Wheeler insisted that the changes will have minimal impact on business relationships that currently exist between Internet content providers and their service providers today. As proof he cited statements from companies such as Sprint (S) , T-Mobile USA (PCS) , Frontier Communications (FTR) and Google Fiber and "hundreds of smaller phone company ISPs" saying they are comfortable with the FCC's net neutrality approach. He also cited a story in Thursday's Wall Street Journal quoting Cablevision Systems (CVC) CEO James Dolan playing down any potential harm the rules might do to his company.

Wheeler said the FCC has no intention of regulating rates or imposing other fees on providers. "Rate regulation, tariffing and forced unbundling have been superseded by a modernized regulatory approach that has already demonstrated to work in encouraging investment in wireless voice networks.

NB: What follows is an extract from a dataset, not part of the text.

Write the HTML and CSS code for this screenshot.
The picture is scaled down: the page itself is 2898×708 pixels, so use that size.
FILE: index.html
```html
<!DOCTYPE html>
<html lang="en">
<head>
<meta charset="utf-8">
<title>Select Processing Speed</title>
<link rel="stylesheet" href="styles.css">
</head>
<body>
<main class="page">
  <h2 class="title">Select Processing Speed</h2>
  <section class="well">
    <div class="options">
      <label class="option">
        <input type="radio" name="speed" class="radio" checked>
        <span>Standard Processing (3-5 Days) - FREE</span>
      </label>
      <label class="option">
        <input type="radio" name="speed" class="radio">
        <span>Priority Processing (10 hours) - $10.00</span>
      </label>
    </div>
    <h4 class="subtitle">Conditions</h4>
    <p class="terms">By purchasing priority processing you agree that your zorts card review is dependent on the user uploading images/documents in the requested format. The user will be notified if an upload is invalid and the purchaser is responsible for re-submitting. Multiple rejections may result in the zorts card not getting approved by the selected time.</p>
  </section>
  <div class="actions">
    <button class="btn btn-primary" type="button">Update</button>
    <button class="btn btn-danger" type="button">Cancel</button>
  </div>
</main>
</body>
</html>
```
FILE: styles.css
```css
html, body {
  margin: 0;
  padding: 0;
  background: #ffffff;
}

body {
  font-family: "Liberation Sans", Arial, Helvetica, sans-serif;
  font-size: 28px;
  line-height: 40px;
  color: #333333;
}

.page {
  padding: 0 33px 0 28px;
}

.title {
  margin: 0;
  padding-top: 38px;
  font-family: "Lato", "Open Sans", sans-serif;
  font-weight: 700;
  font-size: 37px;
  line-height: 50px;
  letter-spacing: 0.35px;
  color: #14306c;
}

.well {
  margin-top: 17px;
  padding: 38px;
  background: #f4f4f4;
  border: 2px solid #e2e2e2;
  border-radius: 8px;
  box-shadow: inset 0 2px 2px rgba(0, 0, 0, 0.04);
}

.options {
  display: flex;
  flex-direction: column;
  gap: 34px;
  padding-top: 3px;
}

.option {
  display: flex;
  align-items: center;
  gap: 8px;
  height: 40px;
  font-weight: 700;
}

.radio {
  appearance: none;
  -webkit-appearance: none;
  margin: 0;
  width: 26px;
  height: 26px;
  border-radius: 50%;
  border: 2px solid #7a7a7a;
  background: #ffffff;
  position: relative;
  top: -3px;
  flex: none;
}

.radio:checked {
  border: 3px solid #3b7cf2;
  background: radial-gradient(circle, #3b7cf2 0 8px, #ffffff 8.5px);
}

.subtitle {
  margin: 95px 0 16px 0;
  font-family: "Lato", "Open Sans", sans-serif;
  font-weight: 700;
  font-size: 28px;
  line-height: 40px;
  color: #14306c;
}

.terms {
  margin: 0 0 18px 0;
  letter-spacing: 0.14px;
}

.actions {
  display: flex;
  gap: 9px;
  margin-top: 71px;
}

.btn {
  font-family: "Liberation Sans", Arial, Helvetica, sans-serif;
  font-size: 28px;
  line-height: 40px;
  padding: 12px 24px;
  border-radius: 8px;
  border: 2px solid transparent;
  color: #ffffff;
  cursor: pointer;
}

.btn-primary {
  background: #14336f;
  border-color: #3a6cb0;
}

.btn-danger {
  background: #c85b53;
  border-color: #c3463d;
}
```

President Obama praised the FCC and the "millions of Americans across the country" who petitioned the commission to impose the strict net neutrality rules. "Today's FCC decision will protect innovation and create a level playing field for the next generation of entrepreneurs-and it wouldn't have happened without Americans like you," he said in a prepared statement.

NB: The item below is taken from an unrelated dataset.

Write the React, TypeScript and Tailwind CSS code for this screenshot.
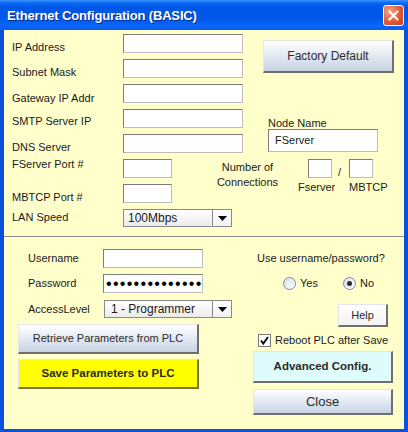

Smaller rivals to the big telecom firms and public advocates were beside themselves with glee after Thursday's vote. The rules "are an important step toward maintaining an open, competitive Internet, however this action alone will not prevent the many harms to consumers and competitors if Comcast and Time Warner Cable are permitted to merge," said Don't Comcast the Internet, a coalition of independent and rural telecom firms.

House and Senate Republican predicted that the rules will be overturned when private parties challenge them in court. In the meantime, they vowed to try replacing them with legislation that would prohibit many of the practices the new FCC rules cover, including paid prioritization of content, but won't give the FCC the broader authority over Internet service providers contained in the rule.